— Task to complete —
Show all lines from the listing below that contain "React".

— Data lines —
==*==
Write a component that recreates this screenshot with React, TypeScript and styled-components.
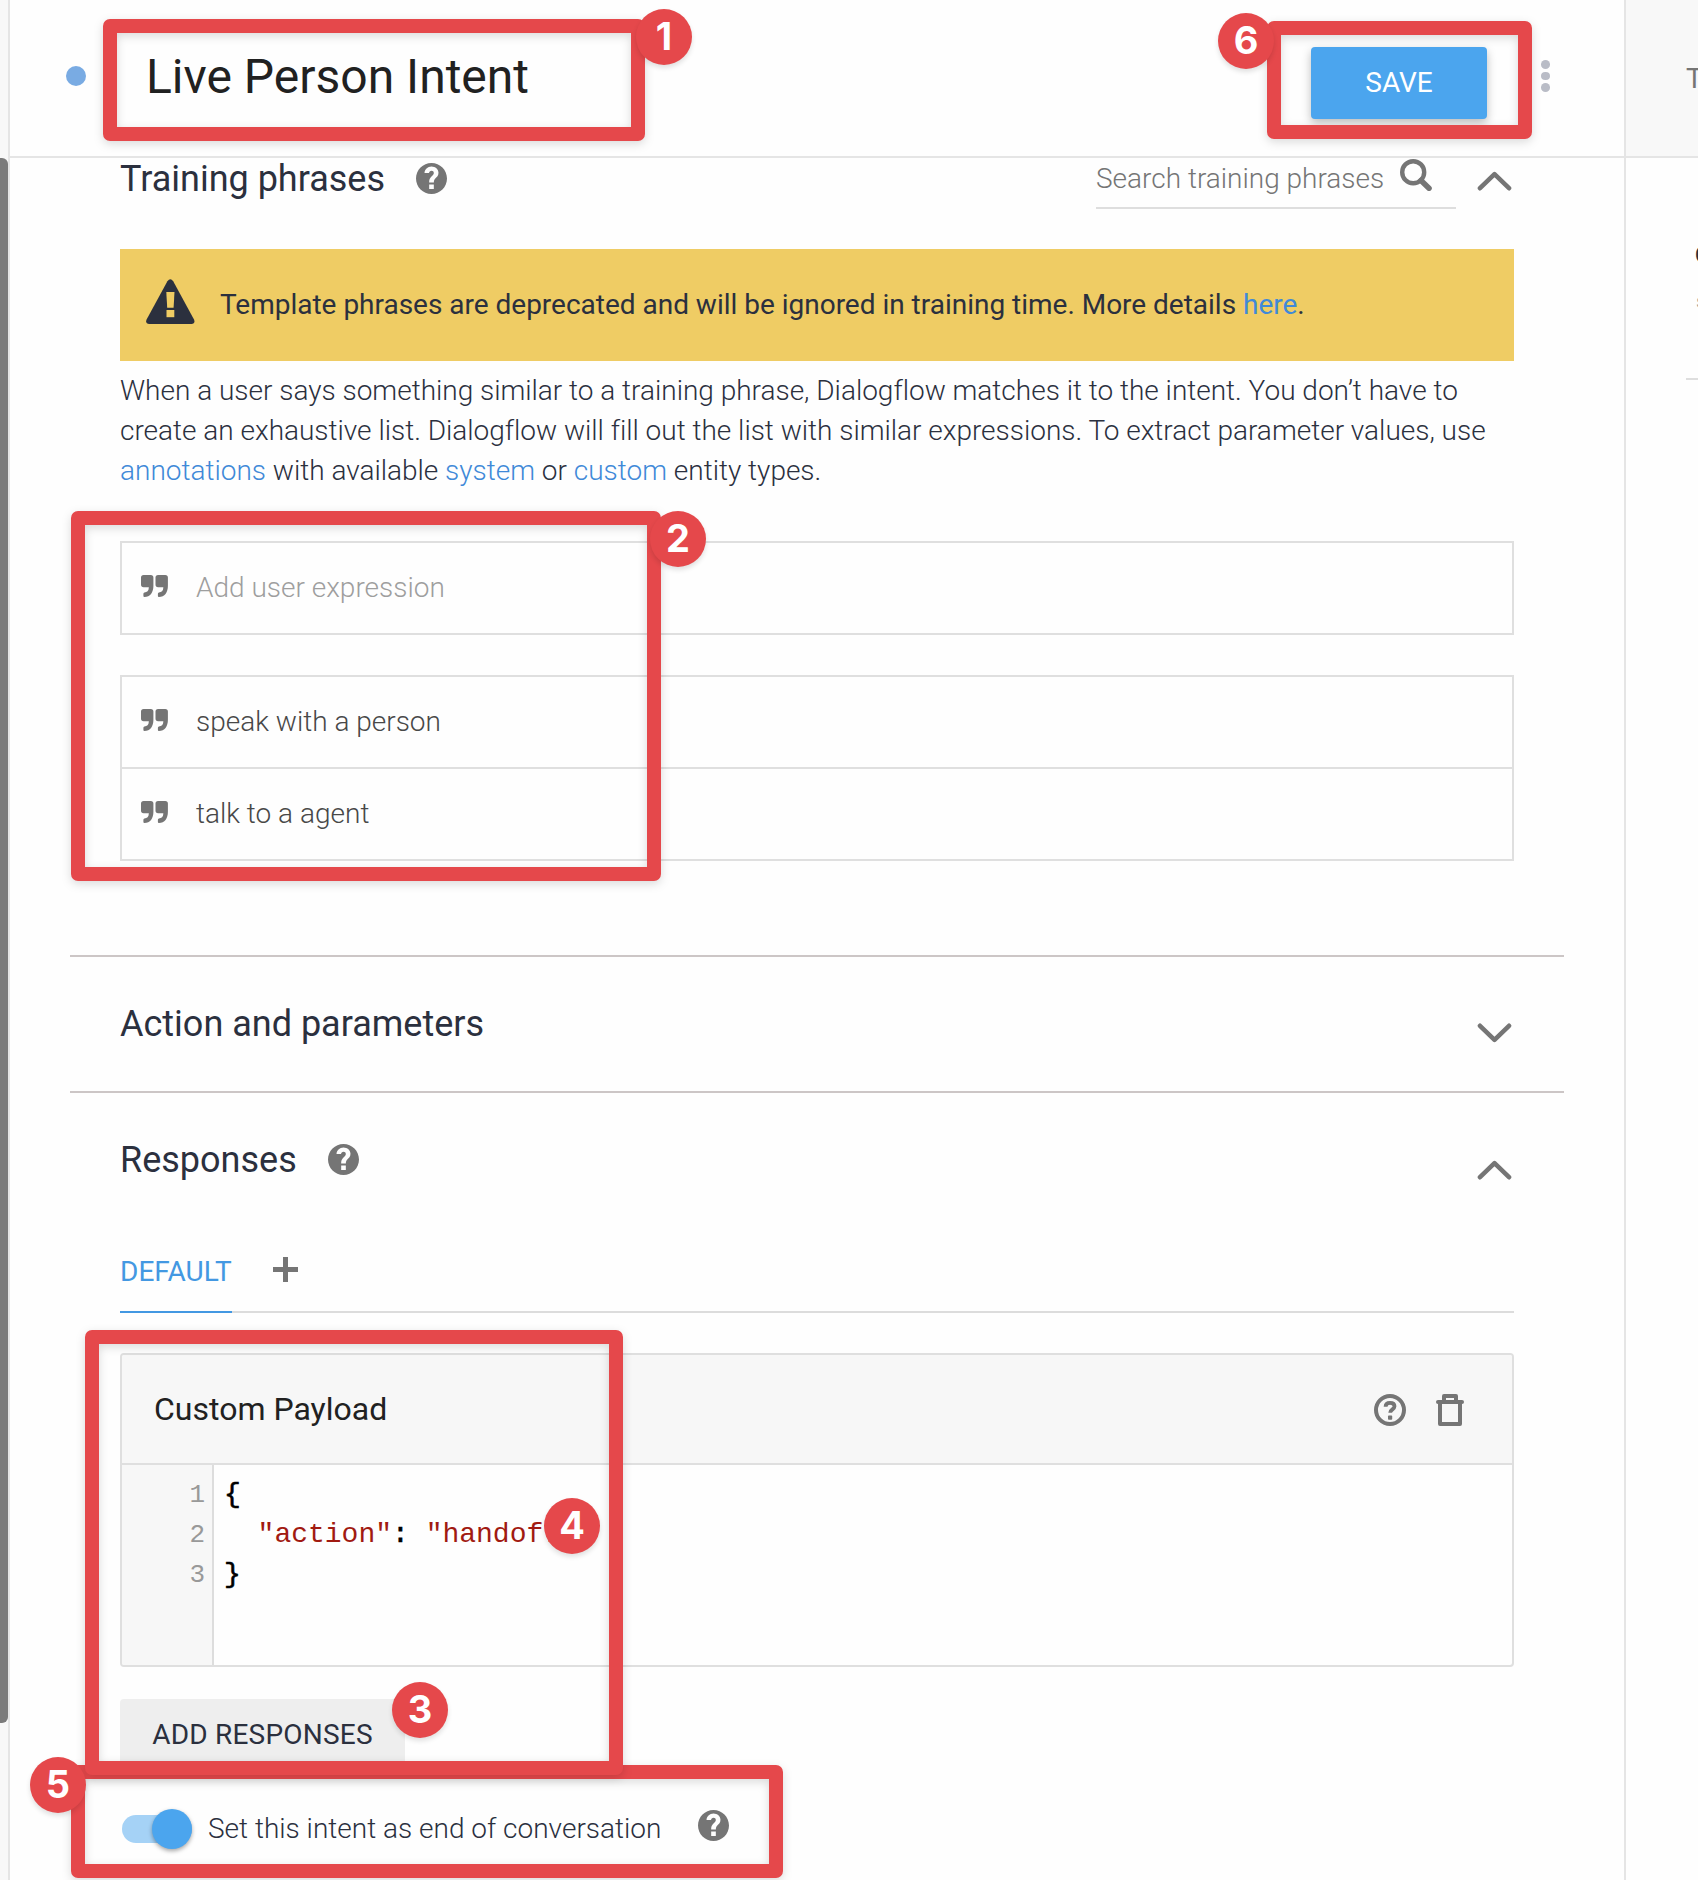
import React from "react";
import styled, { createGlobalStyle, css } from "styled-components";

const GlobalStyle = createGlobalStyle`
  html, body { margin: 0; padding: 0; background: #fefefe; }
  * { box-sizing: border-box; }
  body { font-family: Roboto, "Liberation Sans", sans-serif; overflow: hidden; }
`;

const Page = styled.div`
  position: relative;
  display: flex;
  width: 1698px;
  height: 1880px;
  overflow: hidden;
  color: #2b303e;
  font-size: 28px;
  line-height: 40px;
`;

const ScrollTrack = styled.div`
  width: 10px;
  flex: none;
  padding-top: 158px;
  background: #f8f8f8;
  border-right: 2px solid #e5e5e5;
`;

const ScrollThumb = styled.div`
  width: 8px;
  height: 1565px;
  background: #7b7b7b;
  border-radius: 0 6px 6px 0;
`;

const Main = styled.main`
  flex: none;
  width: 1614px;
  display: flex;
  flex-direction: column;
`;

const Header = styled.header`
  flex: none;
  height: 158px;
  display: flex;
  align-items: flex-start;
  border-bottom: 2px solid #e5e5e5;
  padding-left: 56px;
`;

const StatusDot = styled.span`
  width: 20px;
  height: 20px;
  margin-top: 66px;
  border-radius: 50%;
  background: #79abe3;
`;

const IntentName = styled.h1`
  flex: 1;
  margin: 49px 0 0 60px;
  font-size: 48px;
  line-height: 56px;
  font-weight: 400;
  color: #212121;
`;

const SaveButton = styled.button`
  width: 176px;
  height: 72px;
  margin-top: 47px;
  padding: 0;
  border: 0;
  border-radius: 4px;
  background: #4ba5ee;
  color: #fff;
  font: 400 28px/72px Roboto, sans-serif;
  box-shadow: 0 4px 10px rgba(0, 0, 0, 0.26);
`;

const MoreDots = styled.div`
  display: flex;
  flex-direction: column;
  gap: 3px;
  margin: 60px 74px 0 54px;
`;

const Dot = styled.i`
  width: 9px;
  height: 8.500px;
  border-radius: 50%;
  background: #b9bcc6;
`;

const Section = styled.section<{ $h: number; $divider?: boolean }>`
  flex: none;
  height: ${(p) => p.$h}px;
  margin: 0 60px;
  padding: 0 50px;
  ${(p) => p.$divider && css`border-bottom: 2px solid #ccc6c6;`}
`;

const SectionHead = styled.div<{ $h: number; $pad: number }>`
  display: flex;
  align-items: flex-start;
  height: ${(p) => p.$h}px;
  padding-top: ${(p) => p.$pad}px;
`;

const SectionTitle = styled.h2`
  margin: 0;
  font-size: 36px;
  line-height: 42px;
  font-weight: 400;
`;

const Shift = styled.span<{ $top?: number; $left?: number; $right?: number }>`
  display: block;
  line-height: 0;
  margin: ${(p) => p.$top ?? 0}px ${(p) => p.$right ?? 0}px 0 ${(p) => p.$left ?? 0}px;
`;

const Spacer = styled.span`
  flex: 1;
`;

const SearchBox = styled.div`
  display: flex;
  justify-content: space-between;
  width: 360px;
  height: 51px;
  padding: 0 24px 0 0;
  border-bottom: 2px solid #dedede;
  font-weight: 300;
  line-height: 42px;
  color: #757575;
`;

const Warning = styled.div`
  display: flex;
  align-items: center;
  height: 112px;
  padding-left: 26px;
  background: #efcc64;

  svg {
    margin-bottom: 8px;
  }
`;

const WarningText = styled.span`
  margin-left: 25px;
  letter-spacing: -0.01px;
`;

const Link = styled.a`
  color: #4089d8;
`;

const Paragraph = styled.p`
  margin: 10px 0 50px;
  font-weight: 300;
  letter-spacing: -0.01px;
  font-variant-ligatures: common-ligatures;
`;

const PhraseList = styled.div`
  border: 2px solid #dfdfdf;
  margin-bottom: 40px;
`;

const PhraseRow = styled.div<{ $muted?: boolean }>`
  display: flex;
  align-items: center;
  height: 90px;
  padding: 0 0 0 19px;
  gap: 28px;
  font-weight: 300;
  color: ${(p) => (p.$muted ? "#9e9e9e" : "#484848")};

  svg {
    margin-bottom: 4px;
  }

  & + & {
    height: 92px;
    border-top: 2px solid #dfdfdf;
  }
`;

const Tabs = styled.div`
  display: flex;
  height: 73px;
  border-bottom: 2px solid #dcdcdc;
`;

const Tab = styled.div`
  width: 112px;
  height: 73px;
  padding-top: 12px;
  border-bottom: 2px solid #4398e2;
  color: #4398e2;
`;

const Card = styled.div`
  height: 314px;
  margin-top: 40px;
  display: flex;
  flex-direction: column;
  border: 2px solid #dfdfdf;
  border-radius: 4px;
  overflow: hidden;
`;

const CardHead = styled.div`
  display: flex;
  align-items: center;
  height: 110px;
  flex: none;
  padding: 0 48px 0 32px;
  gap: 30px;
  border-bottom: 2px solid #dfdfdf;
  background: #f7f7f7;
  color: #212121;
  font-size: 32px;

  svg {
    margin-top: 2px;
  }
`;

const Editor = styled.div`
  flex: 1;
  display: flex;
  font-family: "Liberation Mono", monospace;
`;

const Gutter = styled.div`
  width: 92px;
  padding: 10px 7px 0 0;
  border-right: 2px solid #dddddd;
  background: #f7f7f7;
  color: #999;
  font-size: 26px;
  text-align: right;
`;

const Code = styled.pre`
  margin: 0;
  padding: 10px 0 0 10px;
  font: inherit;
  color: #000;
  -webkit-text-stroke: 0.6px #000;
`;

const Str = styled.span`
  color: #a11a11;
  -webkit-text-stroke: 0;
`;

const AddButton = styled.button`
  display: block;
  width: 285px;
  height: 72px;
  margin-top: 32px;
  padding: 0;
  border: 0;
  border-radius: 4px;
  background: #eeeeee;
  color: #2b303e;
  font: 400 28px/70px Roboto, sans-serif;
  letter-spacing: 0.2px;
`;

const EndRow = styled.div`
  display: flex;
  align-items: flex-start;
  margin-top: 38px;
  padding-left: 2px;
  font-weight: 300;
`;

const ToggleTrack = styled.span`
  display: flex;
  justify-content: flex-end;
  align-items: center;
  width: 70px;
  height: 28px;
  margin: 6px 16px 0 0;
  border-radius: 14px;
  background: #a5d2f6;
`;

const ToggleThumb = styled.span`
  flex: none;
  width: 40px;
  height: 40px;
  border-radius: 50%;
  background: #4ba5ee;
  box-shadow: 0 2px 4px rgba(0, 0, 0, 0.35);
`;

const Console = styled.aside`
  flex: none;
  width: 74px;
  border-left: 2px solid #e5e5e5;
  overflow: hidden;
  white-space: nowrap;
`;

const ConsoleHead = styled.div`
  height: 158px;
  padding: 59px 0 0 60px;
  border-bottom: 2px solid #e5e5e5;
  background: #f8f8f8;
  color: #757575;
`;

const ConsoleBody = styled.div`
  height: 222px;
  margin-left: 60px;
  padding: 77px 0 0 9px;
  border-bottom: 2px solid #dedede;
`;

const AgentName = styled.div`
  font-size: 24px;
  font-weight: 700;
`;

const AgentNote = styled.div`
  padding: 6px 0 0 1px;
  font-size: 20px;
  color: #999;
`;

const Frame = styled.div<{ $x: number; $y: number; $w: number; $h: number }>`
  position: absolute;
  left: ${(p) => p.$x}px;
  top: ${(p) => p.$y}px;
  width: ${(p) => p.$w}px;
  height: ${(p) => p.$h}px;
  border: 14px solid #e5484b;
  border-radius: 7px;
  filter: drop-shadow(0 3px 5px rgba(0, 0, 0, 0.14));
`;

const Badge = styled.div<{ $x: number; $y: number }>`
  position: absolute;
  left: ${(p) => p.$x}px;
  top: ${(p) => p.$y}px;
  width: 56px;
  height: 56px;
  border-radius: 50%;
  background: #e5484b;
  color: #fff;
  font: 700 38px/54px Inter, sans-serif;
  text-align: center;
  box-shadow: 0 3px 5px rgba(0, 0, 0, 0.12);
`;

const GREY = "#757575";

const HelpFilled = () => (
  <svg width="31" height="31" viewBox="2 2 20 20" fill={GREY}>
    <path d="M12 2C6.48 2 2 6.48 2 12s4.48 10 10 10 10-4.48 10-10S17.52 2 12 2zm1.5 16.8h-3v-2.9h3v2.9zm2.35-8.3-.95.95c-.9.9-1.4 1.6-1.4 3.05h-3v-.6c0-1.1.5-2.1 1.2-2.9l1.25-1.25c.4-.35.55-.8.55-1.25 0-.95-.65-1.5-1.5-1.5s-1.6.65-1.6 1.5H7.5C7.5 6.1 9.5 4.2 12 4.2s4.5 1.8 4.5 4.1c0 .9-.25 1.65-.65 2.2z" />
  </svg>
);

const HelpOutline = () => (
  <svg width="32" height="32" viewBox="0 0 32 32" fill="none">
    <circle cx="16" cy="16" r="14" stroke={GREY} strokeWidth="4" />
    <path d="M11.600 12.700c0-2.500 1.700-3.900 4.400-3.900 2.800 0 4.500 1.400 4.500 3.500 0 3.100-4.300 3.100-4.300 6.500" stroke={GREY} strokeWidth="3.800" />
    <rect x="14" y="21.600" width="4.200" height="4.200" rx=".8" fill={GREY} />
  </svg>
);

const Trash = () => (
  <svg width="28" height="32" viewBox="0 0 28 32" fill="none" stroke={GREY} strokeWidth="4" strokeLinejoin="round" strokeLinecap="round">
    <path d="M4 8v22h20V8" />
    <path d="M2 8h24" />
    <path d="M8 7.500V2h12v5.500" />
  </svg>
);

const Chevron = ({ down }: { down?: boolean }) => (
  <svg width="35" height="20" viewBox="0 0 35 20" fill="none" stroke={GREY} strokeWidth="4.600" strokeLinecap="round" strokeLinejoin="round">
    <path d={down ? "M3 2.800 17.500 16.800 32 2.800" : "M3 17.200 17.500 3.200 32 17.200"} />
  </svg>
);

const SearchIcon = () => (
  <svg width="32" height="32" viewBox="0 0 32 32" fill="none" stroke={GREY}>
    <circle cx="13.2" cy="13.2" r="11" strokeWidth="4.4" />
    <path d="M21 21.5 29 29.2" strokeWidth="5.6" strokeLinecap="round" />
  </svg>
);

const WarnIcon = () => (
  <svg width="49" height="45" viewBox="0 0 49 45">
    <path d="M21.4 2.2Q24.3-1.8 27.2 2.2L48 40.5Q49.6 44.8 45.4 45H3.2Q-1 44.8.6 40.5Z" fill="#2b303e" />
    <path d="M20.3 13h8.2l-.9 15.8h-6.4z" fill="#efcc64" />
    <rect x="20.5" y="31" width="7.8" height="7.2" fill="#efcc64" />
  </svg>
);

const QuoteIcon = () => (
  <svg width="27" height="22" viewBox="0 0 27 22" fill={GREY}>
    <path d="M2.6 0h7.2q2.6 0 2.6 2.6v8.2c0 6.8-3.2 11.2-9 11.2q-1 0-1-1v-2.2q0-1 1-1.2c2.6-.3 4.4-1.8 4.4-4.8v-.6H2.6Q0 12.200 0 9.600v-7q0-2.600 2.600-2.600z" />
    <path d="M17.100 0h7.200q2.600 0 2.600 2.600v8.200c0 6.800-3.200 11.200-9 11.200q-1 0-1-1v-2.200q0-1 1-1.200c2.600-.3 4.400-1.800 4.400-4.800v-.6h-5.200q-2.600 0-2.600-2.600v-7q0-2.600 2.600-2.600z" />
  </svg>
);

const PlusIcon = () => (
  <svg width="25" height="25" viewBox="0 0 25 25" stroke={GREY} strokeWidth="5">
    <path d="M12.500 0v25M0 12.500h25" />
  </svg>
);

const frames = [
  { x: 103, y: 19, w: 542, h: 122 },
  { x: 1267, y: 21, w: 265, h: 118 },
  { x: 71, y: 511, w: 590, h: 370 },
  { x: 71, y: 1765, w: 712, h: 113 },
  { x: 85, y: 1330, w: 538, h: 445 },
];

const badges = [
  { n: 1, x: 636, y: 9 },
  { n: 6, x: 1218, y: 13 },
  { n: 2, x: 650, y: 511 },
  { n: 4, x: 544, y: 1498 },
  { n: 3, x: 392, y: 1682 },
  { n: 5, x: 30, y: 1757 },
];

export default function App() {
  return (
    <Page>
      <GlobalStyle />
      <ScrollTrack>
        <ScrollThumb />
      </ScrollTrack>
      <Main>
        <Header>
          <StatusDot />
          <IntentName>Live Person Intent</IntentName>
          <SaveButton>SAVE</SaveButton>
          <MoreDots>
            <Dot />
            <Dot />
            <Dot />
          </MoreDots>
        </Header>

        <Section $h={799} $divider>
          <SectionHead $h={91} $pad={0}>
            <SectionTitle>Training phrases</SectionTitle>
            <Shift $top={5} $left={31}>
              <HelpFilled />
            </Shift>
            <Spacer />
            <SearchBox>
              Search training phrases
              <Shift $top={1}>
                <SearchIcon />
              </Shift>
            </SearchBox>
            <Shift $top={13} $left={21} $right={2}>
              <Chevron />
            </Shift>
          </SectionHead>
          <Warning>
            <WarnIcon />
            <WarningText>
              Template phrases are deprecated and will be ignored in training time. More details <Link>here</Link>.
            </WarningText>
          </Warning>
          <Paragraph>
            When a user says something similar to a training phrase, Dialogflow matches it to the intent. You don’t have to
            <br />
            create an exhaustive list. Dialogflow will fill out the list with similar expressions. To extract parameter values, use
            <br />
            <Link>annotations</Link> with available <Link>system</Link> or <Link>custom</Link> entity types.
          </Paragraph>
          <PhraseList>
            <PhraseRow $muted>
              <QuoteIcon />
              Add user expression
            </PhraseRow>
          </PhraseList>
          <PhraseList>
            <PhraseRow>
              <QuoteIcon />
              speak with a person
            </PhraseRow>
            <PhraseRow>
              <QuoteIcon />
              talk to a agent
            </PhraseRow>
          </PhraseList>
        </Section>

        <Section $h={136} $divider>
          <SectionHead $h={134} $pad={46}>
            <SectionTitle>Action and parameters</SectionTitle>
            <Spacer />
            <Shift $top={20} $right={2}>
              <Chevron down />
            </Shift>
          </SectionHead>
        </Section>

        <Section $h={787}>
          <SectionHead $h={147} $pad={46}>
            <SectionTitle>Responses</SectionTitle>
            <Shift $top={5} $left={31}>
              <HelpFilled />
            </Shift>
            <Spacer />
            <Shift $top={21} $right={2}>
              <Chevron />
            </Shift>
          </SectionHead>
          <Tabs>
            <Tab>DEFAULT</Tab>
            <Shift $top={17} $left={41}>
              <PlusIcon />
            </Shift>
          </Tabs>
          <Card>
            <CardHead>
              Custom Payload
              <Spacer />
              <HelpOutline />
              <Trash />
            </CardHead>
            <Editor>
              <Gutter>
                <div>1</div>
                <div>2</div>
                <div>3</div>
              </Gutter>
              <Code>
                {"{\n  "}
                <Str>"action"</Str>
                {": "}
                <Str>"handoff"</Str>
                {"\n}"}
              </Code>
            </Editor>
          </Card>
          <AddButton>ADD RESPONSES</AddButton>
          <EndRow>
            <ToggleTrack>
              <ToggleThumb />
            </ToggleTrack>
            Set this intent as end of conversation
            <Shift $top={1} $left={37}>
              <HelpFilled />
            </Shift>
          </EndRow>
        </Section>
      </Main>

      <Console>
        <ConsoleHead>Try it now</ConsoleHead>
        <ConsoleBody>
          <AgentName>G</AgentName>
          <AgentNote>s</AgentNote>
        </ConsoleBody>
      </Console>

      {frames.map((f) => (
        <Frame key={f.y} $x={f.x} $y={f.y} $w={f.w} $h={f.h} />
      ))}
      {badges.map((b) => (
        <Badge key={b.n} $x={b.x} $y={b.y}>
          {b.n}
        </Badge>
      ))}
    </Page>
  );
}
==*==
— Response to this exercise —
Write a component that recreates this screenshot with React, TypeScript and styled-components.
import React from "react";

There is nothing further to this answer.